Pomona

Alistair McDowall
Orange Tree Theatre

Nadia Clifford as Ollie, Guy Rhys as Zeppo and Sarah Middleton as Keaton Credit: Manuel Harlan
Grace Thurgood as Gale and Sarah Middleton as Keaton Credit: Manuel Harlan
Guy Rhys as Zeppo Credit: Manuel Harlan

Writer Alistair McDowall, writing for The Guardian Theatre blog on 6 November, states that "it’s rare to see a play that feels truly woven into the vast cultural network we inhabit", referring to the need for more plays about the Internet, media and technology.
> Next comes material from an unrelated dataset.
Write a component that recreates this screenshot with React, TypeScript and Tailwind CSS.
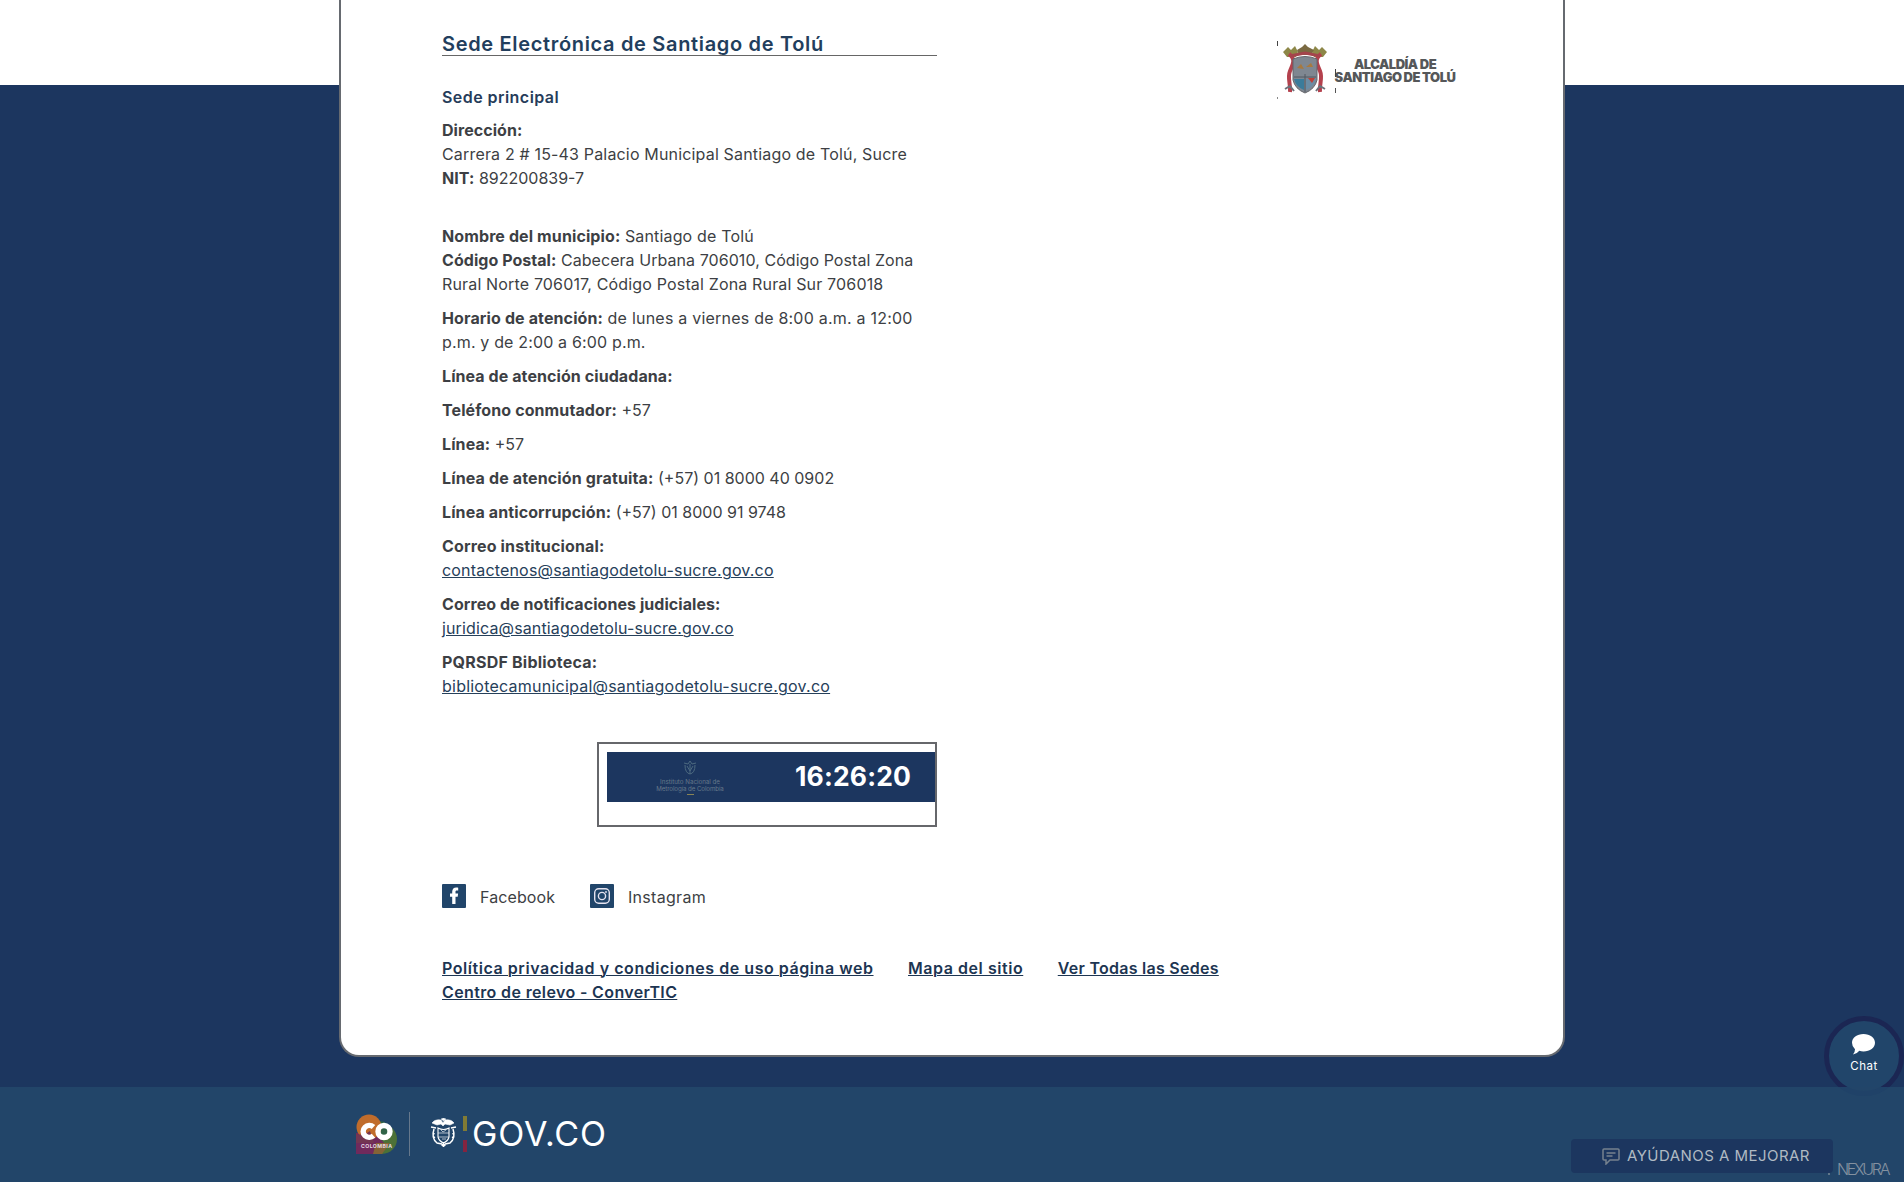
import type { ReactNode } from "react";

const contacts = [
  { label: "Línea de atención ciudadana:", value: "", tone: "tracking-[0.08px]" },
  { label: "Teléfono conmutador:", value: "+57", tone: "tracking-[0.1px]" },
  { label: "Línea:", value: "+57", tone: "tracking-[0.1px]" },
  { label: "Línea de atención gratuita:", value: "(+57) 01 8000 40 0902", tone: "tracking-[0.14px]" },
  { label: "Línea anticorrupción:", value: "(+57) 01 8000 91 9748", tone: "tracking-[0.11px]" },
];

const mails = [
  { label: "Correo institucional:", mail: "contactenos@santiagodetolu-sucre.gov.co", tone: "tracking-[0.15px]", mailTone: "tracking-[0.18px]" },
  { label: "Correo de notificaciones judiciales:", mail: "juridica@santiagodetolu-sucre.gov.co", tone: "tracking-[0.06px]", mailTone: "tracking-[0.14px]" },
  { label: "PQRSDF Biblioteca:", mail: "bibliotecamunicipal@santiagodetolu-sucre.gov.co", tone: "tracking-[0.22px]", mailTone: "tracking-[0.23px]" },
];

function Label({ children }: { children: ReactNode }) {
  return <b className="font-bold tracking-[0.05px]">{children}</b>;
}

function TownCrest() {
  return (
    <svg width="48" height="50" viewBox="0 0 48 50" fill="none">
      <g fill="#8d8748">
        <path d="M2 8l5-5 3 3 4-4 3 6-2 5H6z" />
        <path d="M46 8l-5-5-3 3-4-4-3 6 2 5h9z" />
        <path d="M16 6l5-3 3-3 3 3 6 3-3 5H18z" fill="#7b6a42" />
      </g>
      <path d="M8 10c7 5 4 10 1 17s1 14 0 21" stroke="#b4414d" strokeWidth="4" />
      <path d="M40 10c-7 5-4 10-1 17s-1 14 0 21" stroke="#b4414d" strokeWidth="4" />
      <path d="M9 12l15-3 15 3" stroke="#a4444c" strokeWidth="3" />
      <path d="M4 45l5-3 4 5M44 45l-5-3-4 5" stroke="#6c7079" strokeWidth="2" />
      <path d="M12 15q12-5 24 0v21q-2 9-12 13-10-4-12-13z" fill="#7f8791" stroke="#64656a" />
      <path d="M13 35h10v11q-8-3-10-11z" fill="#3b7c9b" />
      <path d="M25 35h10q-2 8-10 11z" fill="#6c8da5" />
      <path d="M27 34h7l-3 5z" fill="#bd4139" />
      <path d="M16 24l4-4 3 5zM25 23l5-4 2 4z" fill="#a8793f" />
      <path d="M24 30v18M13 33h22" stroke="#535961" />
    </svg>
  );
}

function CityLogo() {
  return (
    <div className="relative flex h-[58px] w-[180px] text-[#555759]">
      <span className="absolute left-0 top-0 h-[5px] w-px bg-[#444]" />
      <span className="absolute bottom-0 left-0 h-[2px] w-px bg-[#888]" />
      <div className="ml-[4px] mt-[3px]">
        <TownCrest />
      </div>
      <div className="ml-[4px] mt-[17px] flex w-[124px] flex-col items-center whitespace-nowrap text-[13px] font-black leading-[13px]">
        <span className="tracking-[-0.5px]">ALCALDÍA DE</span>
        <span className="tracking-[-0.5px]">SANTIAGO DE TOLÚ</span>
      </div>
      <span className="absolute left-[58px] top-[28px] h-[8px] w-px bg-[#444]" />
      <span className="absolute left-[58px] top-[47px] h-[5px] w-px bg-[#555]" />
    </div>
  );
}

function ClockCrest() {
  return (
    <svg width="16" height="16" viewBox="0 0 16 16" fill="none" stroke="#4d6a80" strokeWidth="1">
      <path d="M2 3l4 1 2-3 2 3 4-1M3 5q0 8 5 9 5-1 5-9M5 6l3 5 3-5M8 4v10" />
    </svg>
  );
}

function ColombiaMark() {
  return (
    <svg width="42" height="42" viewBox="0 0 42 42">
      <circle cx="26" cy="25" r="15" fill="#4c7137" />
      <circle cx="24" cy="17" r="10" fill="#306347" />
      <path d="M0 19h19l10 11-7 10H0z" fill="#702a5c" />
      <path d="M20 29h14l-8 11h-9z" fill="#846336" />
      <circle cx="13" cy="13" r="12.5" fill="#c06c2b" />
      <path d="M0 20q8 2 14-3l4 12H0z" fill="#733652" />
      <g fill="none" stroke="#fff" strokeWidth="5.4">
        <path d="M17.5 13a6.200 5.900 0 1 0 0 8.800" />
        <circle cx="28" cy="17.500" r="6" />
      </g>
      <text x="5" y="33.500" fill="#e6dce2" fontSize="5.200" fontWeight="700" textLength="31" fontFamily="Inter, sans-serif">
        COLOMBIA
      </text>
    </svg>
  );
}

function NationalArms() {
  return (
    <svg width="27" height="30" viewBox="0 0 27 30" fill="none" stroke="#fff" strokeWidth="1.5">
      <path d="M2 5q3-4 9-3l2 3 2-3q6-1 9 3l-4 2-5-1-2 2-2-2-4 1z" fill="#fff" strokeWidth=".6" />
      <path d="M11 1l2.500-1L16 1l-2.500 2z" fill="#fff" strokeWidth=".4" />
      <path d="M1 9l5 1M26 9l-5 1M4 11q-3 9 3 14l5 1M23 11q3 9-3 14l-5 1M2.500 15l2 1M24.500 15l-2 1M3 20l2-1M24 20l-2-1" />
      <path d="M8 10q5.500 3 11 0v9q-1 4-5.500 6Q9 23 8 19z" strokeWidth="1.100" />
      <path d="M8 15h11M8 19h11M11 12l2 2 3-2M12 21h4" strokeWidth=".9" strokeOpacity=".7" />
      <path d="M13.500 24v5M11.500 27h4" strokeWidth="1.800" />
    </svg>
  );
}

function FacebookIcon() {
  return (
    <svg width="24" height="24" viewBox="0 0 24 24">
      <rect width="24" height="24" rx="1" fill="#21456a" />
      <path
        d="M10.200 20v-7.300H8V9.600h2.200V7.800c0-2.700 1.600-4.200 4-4.200.9 0 1.700.1 2 .1v2.700h-1.400c-1.100 0-1.300.6-1.300 1.400v1.800h2.600l-.4 3.100h-2.200V20z"
        fill="#fff"
      />
    </svg>
  );
}

function InstagramIcon() {
  return (
    <svg width="24" height="24" viewBox="0 0 24 24" fill="none" stroke="#e6e3f0" strokeWidth="1.400">
      <rect width="24" height="24" rx="1" fill="#21456a" stroke="none" />
      <rect x="4.700" y="4.700" width="14.600" height="14.600" rx="4" />
      <circle cx="12" cy="12" r="3.600" />
      <circle cx="16" cy="8" r=".9" fill="#e6e3f0" stroke="none" />
    </svg>
  );
}

function FooterLink({ children, className }: { children: ReactNode; className: string }) {
  return (
    <a href="#" className={`font-semibold text-[#1d3552] underline decoration-1 underline-offset-1 ${className}`}>
      {children}
    </a>
  );
}

export default function App() {
  return (
    <div className="h-[1194px] overflow-hidden bg-white font-['Inter',sans-serif] text-base leading-6 text-[#3d3f44]">
      <main className="relative h-[1087px] overflow-hidden bg-[linear-gradient(#fff_85px,#1c365f_85px)]">
        <section className="mx-auto flex h-[1057px] w-[1226px] flex-col rounded-b-[20px] border-2 border-t-0 border-[#666a70] bg-white pl-[101px] pr-[106px]">
          <div className="flex justify-between">
            <div className="w-[495px] whitespace-nowrap">
              <h1 className="mt-8 h-6 border-b border-[#666] text-[20px] font-semibold leading-6 tracking-[0.67px] text-[#223e5d]">
                Sede Electrónica de Santiago de Tolú
              </h1>
              <h2 className="mt-[29px] font-semibold tracking-[0.45px] text-[#263c5a]">Sede principal</h2>
              <p className="mt-[9px]">
                <Label>Dirección:</Label>
                <br />
                <span className="tracking-[0.17px]">Carrera 2 # 15-43 Palacio Municipal Santiago de Tolú, Sucre</span>
                <br />
                <Label>NIT:</Label> 892200839-7
              </p>
              <p className="mt-[34px]">
                <span className="font-bold tracking-[0.11px]">Nombre del municipio:</span>{" "}
                <span className="tracking-[0.16px]">Santiago de Tolú</span>
                <br />
                <Label>Código Postal:</Label>{" "}
                <span className="tracking-[0.06px]">Cabecera Urbana 706010, Código Postal Zona</span>
                <br />
                <span className="tracking-[0.16px]">Rural Norte 706017, Código Postal Zona Rural Sur 706018</span>
              </p>
              <p className="mt-2.5">
                <span className="font-bold tracking-[0.12px]">Horario de atención:</span>{" "}
                <span className="tracking-[0.22px]">de lunes a viernes de 8:00 a.m. a 12:00</span>
                <br />
                <span className="tracking-[0.16px]">p.m. y de 2:00 a 6:00 p.m.</span>
              </p>
              {contacts.map((c) => (
                <p key={c.label} className="mt-2.5">
                  <b className={`font-bold ${c.tone}`}>{c.label}</b> {c.value}
                </p>
              ))}
              {mails.map((m) => (
                <p key={m.label} className="mt-2.5">
                  <b className={`font-bold ${m.tone}`}>{m.label}</b>
                  <br />
                  <a href="#" className={`text-[#26405a] underline decoration-1 underline-offset-1 ${m.mailTone}`}>
                    {m.mail}
                  </a>
                </p>
              ))}
              <div className="ml-auto mt-[44px] h-[85px] w-[340px] border-2 border-[#66676b] pl-2 pt-2">
                <div className="flex h-[50px] items-center bg-[#1c365f]">
                  <div className="ml-[48px] flex w-[70px] flex-col items-center text-[6.2px] leading-[7px] text-[#66798a]">
                    <ClockCrest />
                    <span className="mt-[2px]">Instituto Nacional de</span>
                    <span className="tracking-[-0.1px]">Metrología de Colombia</span>
                    <span className="mt-[2px] h-px w-[7px] bg-[#898455]" />
                  </div>
                  <time className="ml-[70px] -translate-y-px text-[26.5px] font-bold tracking-[0.15px] text-white">16:26:20</time>
                </div>
              </div>
            </div>
            <div className="pt-[41px]">
              <CityLogo />
            </div>
          </div>

          <div className="mt-[57px] flex h-6 tracking-[0.1px]">
            <a href="#" className="flex w-[148px]">
              <FacebookIcon />
              <span className="ml-[14px] translate-y-px">Facebook</span>
            </a>
            <a href="#" className="flex">
              <InstagramIcon />
              <span className="ml-[14px] translate-y-px tracking-[0.3px]">Instagram</span>
            </a>
          </div>

          <nav className="mt-[48px] flex w-[820px] flex-wrap gap-x-[34.500px] whitespace-nowrap">
            <FooterLink className="tracking-[0.55px]">Política privacidad y condiciones de uso página web</FooterLink>
            <FooterLink className="tracking-[0.55px]">Mapa del sitio</FooterLink>
            <FooterLink className="tracking-[0.27px]">Ver Todas las Sedes</FooterLink>
            <FooterLink className="tracking-[0.37px]">Centro de relevo - ConverTIC</FooterLink>
          </nav>
        </section>

        <button className="absolute left-[1824px] top-[1016px] flex size-20 flex-col items-center rounded-full border-[5px] border-[#1b2653] bg-[#21456a] pt-[13px] text-white">
          <svg width="25" height="21" viewBox="0 0 25 21" fill="#fff" className="-translate-x-px">
            <path d="M12.500 0C19 0 24 3.800 24 8.700s-5 8.700-11.500 8.700c-1.500 0-2.900-.2-4.200-.6Q6 20 2 20.500q2-2.200 2-5.200Q1 12.700 1 8.700C1 3.800 6 0 12.500 0z" />
          </svg>
          <span className="translate-y-px text-[11.500px] leading-[20px] tracking-[0.5px]">Chat</span>
        </button>
      </main>

      <footer className="relative flex h-[95px] overflow-hidden bg-[#224569] pl-[356px]">
        <span className="absolute left-[1824px] top-[-71px] size-20 rounded-full border-[5px] border-[#204268]" />
        <div className="mt-[27px]">
          <ColombiaMark />
        </div>
        <span className="ml-[11px] mt-[25px] h-[44px] w-px bg-[#66788c]" />
        <div className="ml-[20px] mt-[31px]">
          <NationalArms />
        </div>
        <div className="ml-[6px] mt-[29px] flex w-[4px] flex-col">
          <span className="h-[15px] bg-[#817b35]" />
          <span className="h-[9px] bg-[#22436f]" />
          <span className="h-[12px] bg-[#832440]" />
        </div>
        <span className="ml-[5px] mt-[26px] text-[34px] leading-[41px] tracking-[0.9px] text-white">GOV.CO</span>

        <button className="absolute left-[1571px] top-[52px] flex h-[34px] w-[262px] items-center rounded-[4px] bg-[#1c365f] pl-[31px] text-[15px] text-[#b0bac3]">
          <svg width="18" height="17" viewBox="0 0 18 17" fill="none" stroke="#75818e" strokeWidth="1.500">
            <path d="M2 1h14q1 0 1 1v9q0 1-1 1H8l-4 4v-4H2q-1 0-1-1V2q0-1 1-1zM4.500 5h9M4.500 8h6" />
          </svg>
          <span className="ml-[7px] whitespace-nowrap tracking-[0.46px]">AYÚDANOS A MEJORAR</span>
        </button>
        <span className="absolute left-[1828px] top-[86px] size-[2px] bg-[#62788b]" />
        <span className="absolute left-[1837px] top-[70px] text-[16px] font-light tracking-[-2.300px] text-[#8491a0]">NEXURA</span>
      </footer>
    </div>
  );
}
This is the premise of his new play Pomona, staged early this year at The Royal Welsh College of Music and Drama on one date and now at the Orange Tree Theatre. Pomona, the Roman Goddess of fruit and trees, is, in the play, a place in the middle of the town ("A hole. A hole in the middle of the city. Looks like what the world’ll be in a few thousand years") which seems to exemplify Baudrillard’s hyper-reality, the conception of a world without clear distinction between reality and non-reality because in laymen’s terms, we are all dominated by simulacra, and victims of processes of simulation.

This is by far a less obvious version than The Matrix, though. Part virtual quest game, part mystery drama, part urban dystopia, it all starts with Ollie (Nadia Clifford) looking for her missing sister and talking to gangster-type Zeppo (Guy Rhys), who allegedly owns the city and, while eating chicken McNuggets, finely engages in pseudo-existentialistic urban claptrap.

The audience is aware that is something ‘unreal’ and odd about this scene when you see a petite, clearly feminine character wearing a Cthulhu mask (Sarah Middleton) and Ollie throwing multi-sided dice at her. The rest of story is told back in reverse, in a narrative strategy that at first confuses and later shows the interconnectivity between the short-cuts, the different story-lines, the underground world of prostitution, of criminality, of violence and obviously of missing girls.

Built around the motif of disappearance and displacement, it is a clever script that just startles long enough not to make you feel at total loss and once you work out the connections between the two young security guards, Charlie (Sam Swann) and Moe (Sean Rigby), the prostitute single mother Fay (Rebecca Humphries), the bordello’s owner, Gale (Grace Thurgood) and the creepily geeky, reticent Keaton, it is a safe enough challenge.

The success of this production is in the fast-paced directing of Ned Bennett, who has worked out how to enter and interpret the world of the play with fierce physicality and theatrical sensibility.

The Orange Tree Theatre stage is transformed into a caved-in rectangle with a round drain in the middle, where the action whirls around, in the middle of it and in off-stage darkness. It is a brilliant use of space by the cast, who with perfect timing and agility can follow the brilliantly choreographed sections by movement director Polly Bennett. Those where all performers walk up and down the stage talking us through their quests with a sense of heightened immediacy are possibly the best moments in the production.

There is, also, some poignant lighting work by Elliot Griggs. The sudden blackouts are not at all awkward but, combined with softer light transitions, add to the unhinged surreal quality of the production. If the text is fragmented at times, the dialogues and longer expositions feel always true and, like in other McDowall plays, there is some light-hearted, slightly juvenile humour that well compensates the perverse darkness that builds a vision of a hopeless society.

It is the lost world of a youth unguarded by an urban evil that is both hidden and omniscient. It is hard to say whether this play, together with more recent productions, is showing some new directions in British social drama in the footstep of much of European counterparts or is the context of the media-generated virtual that makes the surreal, hyper-real, and the use of a fragmented narrative plausible. I wonder.

Beyond this, and some more conservative opinions, this production is a must–see for all those who love a full theatrical experience where there is nothing obvious about its social and cultural references.